[start Data shown]

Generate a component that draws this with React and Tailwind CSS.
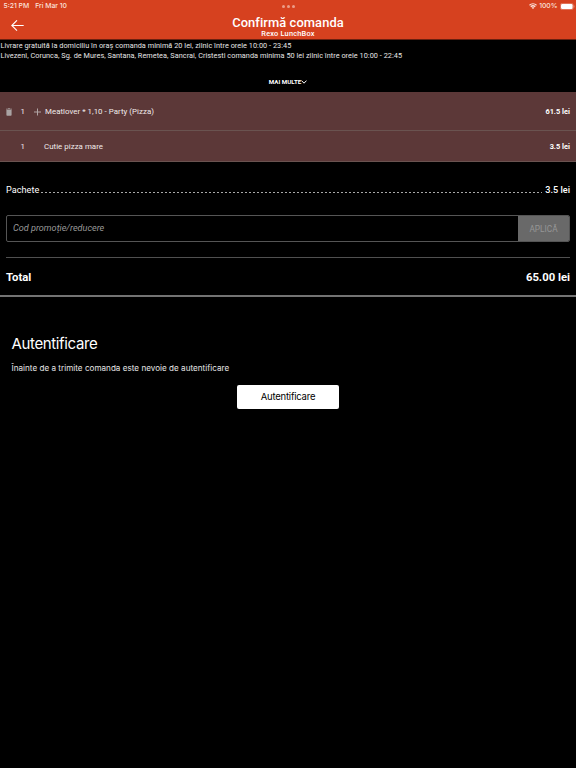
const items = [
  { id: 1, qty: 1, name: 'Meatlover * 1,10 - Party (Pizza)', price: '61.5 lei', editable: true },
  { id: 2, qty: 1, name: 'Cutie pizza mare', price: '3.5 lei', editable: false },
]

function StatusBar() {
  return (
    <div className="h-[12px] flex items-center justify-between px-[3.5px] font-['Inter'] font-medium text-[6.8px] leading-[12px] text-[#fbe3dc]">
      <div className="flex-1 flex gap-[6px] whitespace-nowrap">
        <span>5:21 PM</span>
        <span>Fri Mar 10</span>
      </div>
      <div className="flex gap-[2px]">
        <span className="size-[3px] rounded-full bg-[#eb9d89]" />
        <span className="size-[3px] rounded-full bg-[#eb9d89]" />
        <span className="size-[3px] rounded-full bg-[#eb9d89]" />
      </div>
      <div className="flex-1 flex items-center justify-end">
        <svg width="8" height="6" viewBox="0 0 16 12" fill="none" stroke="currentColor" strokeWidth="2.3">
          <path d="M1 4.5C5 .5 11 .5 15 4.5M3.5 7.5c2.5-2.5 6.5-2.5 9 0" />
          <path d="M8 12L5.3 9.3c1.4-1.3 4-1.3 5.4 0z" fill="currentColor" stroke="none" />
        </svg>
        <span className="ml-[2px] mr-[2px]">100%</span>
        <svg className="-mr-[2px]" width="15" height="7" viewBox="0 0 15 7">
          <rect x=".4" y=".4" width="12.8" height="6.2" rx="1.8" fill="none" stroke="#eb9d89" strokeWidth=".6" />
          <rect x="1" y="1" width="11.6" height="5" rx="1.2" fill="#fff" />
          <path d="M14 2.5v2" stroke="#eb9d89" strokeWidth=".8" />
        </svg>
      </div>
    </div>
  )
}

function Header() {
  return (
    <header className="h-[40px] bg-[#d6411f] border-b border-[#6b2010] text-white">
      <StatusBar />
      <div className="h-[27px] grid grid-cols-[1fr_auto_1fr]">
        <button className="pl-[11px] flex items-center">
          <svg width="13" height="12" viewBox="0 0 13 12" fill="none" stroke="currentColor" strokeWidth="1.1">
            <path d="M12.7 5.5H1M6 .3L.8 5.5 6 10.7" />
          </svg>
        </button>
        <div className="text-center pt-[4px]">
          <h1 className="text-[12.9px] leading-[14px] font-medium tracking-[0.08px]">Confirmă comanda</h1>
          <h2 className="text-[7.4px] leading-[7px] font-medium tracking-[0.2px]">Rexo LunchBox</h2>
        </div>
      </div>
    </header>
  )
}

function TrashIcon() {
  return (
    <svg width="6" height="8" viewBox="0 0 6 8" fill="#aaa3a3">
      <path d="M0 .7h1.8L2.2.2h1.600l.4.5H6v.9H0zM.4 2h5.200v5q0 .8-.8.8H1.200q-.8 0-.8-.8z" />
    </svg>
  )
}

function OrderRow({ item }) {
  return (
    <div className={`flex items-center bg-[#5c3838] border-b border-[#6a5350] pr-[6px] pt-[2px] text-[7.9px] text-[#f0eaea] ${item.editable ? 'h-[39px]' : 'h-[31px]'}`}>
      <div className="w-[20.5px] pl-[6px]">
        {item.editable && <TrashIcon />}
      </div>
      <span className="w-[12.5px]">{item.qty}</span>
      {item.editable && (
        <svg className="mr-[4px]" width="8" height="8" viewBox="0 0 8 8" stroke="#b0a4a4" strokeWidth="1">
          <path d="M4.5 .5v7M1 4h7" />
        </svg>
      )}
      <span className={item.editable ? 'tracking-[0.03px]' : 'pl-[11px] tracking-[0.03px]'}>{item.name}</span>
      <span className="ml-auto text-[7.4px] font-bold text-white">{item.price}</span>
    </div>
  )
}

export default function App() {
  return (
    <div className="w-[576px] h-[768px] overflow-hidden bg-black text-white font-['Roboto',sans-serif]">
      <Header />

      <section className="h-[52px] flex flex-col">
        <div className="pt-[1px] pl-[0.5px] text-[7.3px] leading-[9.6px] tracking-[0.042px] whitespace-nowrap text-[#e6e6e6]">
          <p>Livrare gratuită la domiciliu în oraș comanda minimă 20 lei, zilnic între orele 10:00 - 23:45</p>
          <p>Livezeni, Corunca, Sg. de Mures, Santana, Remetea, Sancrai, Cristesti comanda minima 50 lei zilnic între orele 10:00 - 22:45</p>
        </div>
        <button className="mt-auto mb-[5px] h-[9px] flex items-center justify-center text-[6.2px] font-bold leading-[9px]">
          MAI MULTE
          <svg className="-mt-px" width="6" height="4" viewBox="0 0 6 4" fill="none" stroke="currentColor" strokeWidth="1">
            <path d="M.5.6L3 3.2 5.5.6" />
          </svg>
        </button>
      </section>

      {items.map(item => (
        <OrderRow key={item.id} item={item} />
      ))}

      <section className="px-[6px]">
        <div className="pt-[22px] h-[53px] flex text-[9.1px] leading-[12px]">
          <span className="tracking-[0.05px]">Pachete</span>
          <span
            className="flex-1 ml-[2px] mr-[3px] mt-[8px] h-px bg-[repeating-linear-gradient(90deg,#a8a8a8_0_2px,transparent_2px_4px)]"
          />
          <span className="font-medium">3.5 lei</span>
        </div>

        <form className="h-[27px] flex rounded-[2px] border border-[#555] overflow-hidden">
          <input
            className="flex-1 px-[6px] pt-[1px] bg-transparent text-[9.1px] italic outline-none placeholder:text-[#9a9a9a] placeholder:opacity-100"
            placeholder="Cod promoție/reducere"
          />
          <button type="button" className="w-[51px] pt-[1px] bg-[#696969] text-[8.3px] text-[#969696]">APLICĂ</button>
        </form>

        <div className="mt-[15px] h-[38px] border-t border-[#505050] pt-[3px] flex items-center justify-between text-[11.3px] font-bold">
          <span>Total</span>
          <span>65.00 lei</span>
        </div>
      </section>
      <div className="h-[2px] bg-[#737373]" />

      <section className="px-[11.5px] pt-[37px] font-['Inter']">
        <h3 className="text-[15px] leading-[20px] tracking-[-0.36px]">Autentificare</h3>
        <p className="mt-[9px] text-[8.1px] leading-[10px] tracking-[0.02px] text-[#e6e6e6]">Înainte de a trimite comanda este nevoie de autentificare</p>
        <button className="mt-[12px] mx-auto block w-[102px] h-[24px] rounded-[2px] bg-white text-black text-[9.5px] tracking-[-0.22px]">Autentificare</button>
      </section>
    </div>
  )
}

[end Data shown]
[start Data shown]

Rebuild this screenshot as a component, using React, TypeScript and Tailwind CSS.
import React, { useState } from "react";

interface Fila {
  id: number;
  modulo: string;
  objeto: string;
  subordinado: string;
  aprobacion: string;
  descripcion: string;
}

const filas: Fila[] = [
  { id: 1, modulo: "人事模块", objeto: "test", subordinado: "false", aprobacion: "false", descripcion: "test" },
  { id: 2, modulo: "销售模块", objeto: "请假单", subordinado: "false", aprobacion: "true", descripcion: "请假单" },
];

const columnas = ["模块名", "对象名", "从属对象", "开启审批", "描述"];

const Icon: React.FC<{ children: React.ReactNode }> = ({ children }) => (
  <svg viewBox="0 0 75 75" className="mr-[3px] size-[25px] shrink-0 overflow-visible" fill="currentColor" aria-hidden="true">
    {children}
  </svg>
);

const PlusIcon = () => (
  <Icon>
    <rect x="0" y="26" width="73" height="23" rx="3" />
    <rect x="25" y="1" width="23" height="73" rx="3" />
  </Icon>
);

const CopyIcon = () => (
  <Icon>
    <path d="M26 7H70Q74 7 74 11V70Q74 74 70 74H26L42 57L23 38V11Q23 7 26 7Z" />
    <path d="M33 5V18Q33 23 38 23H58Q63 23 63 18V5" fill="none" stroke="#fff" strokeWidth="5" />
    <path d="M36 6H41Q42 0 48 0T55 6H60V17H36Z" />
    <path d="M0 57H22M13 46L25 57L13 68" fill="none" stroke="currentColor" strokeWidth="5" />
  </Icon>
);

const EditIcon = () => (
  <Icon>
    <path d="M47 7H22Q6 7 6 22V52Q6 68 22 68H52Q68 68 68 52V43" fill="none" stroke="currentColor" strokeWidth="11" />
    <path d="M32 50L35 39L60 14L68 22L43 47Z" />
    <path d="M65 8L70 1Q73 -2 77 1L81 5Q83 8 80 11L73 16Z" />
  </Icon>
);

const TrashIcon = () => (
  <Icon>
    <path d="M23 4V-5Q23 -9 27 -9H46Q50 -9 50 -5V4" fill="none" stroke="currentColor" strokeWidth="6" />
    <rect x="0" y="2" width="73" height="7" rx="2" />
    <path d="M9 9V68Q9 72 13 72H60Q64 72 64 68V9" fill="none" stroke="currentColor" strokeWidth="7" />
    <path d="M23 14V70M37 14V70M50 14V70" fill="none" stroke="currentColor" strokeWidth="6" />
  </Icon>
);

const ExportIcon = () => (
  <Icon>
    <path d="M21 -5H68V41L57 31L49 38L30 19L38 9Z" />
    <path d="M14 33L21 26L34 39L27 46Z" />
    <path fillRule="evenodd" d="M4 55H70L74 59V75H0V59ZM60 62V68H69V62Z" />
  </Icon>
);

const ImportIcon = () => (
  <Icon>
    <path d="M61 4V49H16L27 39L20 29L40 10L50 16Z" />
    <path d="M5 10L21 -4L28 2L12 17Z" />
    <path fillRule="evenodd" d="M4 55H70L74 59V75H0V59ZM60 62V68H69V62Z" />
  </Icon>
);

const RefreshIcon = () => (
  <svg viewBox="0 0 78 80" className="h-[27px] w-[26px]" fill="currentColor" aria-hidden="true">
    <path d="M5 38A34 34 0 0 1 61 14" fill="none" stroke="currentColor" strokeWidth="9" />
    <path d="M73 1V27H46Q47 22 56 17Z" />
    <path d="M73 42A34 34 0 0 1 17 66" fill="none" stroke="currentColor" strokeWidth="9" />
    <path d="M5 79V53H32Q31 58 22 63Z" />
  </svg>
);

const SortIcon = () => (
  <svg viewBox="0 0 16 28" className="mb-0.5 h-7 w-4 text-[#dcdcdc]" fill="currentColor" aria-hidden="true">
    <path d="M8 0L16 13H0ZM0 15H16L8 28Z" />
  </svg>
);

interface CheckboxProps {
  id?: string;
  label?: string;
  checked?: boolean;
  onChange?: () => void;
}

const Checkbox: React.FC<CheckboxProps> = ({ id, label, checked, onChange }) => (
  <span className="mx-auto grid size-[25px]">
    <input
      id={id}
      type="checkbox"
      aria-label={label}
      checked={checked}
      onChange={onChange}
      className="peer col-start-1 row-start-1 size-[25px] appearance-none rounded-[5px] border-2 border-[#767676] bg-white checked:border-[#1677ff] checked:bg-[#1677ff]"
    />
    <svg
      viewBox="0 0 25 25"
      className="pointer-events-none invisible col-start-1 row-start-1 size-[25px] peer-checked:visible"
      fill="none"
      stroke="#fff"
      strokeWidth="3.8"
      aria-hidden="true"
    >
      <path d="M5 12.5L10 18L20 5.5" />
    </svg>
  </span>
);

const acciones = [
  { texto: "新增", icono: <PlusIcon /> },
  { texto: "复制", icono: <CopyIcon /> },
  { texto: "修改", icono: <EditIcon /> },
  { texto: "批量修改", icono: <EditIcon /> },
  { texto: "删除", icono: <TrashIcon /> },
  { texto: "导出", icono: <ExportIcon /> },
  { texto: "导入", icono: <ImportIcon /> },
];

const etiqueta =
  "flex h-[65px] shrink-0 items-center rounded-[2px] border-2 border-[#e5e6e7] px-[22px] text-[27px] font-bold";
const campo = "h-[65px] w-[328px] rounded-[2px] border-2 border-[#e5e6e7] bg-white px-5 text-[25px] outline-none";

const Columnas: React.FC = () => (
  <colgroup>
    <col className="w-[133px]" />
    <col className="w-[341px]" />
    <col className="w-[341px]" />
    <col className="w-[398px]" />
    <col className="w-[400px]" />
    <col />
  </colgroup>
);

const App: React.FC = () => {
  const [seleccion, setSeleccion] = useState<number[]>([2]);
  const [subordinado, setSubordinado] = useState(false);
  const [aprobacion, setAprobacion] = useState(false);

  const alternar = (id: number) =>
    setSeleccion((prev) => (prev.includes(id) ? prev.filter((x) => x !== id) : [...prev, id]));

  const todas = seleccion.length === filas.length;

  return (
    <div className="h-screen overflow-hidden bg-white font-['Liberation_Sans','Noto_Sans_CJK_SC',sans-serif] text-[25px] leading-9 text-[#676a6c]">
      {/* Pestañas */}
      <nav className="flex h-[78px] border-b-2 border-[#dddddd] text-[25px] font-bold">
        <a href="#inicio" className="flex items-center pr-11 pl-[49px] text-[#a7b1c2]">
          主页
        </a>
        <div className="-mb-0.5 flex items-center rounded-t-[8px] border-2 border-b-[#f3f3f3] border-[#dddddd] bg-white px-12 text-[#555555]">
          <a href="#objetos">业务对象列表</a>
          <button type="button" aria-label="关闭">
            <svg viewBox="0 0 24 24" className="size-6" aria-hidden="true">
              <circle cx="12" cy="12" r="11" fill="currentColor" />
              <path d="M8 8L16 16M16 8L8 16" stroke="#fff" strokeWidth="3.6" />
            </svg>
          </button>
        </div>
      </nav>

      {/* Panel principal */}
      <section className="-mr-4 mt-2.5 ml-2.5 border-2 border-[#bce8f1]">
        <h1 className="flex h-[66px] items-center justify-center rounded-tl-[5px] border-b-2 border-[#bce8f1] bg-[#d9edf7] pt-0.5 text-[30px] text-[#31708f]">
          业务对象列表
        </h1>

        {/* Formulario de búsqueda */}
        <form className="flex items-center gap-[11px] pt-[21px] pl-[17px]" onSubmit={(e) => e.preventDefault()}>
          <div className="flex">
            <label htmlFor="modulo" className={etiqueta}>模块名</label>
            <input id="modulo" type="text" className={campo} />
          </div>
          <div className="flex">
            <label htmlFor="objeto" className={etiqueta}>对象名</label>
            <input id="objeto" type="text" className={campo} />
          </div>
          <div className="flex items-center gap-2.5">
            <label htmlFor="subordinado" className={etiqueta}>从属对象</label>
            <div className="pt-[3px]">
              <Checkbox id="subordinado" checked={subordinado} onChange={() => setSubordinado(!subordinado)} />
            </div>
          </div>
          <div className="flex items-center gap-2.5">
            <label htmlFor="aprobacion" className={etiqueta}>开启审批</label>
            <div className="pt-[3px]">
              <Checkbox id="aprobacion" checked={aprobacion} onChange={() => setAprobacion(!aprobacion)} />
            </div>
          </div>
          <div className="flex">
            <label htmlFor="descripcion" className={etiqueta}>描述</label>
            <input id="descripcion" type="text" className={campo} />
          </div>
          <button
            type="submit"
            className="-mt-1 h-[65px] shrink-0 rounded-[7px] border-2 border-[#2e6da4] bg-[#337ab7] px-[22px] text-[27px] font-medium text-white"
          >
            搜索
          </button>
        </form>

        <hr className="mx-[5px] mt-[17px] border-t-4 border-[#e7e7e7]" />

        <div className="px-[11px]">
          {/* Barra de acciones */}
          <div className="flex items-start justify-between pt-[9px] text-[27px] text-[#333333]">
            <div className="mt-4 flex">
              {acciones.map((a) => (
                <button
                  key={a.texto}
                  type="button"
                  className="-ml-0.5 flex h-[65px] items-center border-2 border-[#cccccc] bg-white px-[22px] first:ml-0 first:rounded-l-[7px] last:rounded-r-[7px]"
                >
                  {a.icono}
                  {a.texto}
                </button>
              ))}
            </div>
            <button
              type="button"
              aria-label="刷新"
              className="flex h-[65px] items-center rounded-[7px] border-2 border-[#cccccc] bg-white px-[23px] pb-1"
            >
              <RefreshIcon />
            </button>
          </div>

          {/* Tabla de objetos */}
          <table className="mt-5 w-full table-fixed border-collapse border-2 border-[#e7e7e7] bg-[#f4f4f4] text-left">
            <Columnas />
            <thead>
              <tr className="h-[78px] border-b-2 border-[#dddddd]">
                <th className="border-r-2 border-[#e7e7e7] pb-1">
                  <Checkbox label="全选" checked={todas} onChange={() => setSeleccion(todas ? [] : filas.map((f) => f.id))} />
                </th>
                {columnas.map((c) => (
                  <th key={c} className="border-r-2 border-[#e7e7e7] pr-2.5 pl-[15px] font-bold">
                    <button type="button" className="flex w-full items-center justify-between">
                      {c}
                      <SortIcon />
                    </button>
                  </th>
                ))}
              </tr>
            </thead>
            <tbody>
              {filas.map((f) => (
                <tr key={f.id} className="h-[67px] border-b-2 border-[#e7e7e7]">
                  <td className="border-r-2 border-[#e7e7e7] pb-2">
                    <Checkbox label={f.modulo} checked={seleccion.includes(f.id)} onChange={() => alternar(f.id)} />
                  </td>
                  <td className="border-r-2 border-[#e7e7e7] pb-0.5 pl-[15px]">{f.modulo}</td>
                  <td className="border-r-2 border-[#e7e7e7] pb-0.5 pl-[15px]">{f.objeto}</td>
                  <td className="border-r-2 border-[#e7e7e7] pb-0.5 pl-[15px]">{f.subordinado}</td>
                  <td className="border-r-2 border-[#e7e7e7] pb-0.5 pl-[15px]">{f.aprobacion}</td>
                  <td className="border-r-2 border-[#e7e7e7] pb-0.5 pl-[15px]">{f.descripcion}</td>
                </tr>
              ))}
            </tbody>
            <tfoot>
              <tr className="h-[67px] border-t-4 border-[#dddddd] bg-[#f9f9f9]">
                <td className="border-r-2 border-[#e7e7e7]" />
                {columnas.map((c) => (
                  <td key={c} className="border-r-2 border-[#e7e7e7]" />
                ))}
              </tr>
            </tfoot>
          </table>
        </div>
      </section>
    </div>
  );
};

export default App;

[end Data shown]

■ **Problem to solve**
Find the word "component" and list each line it appears in.

■ **Result of the task**
Generate a component that draws this with React and Tailwind CSS.
Rebuild this screenshot as a component, using React, TypeScript and Tailwind CSS.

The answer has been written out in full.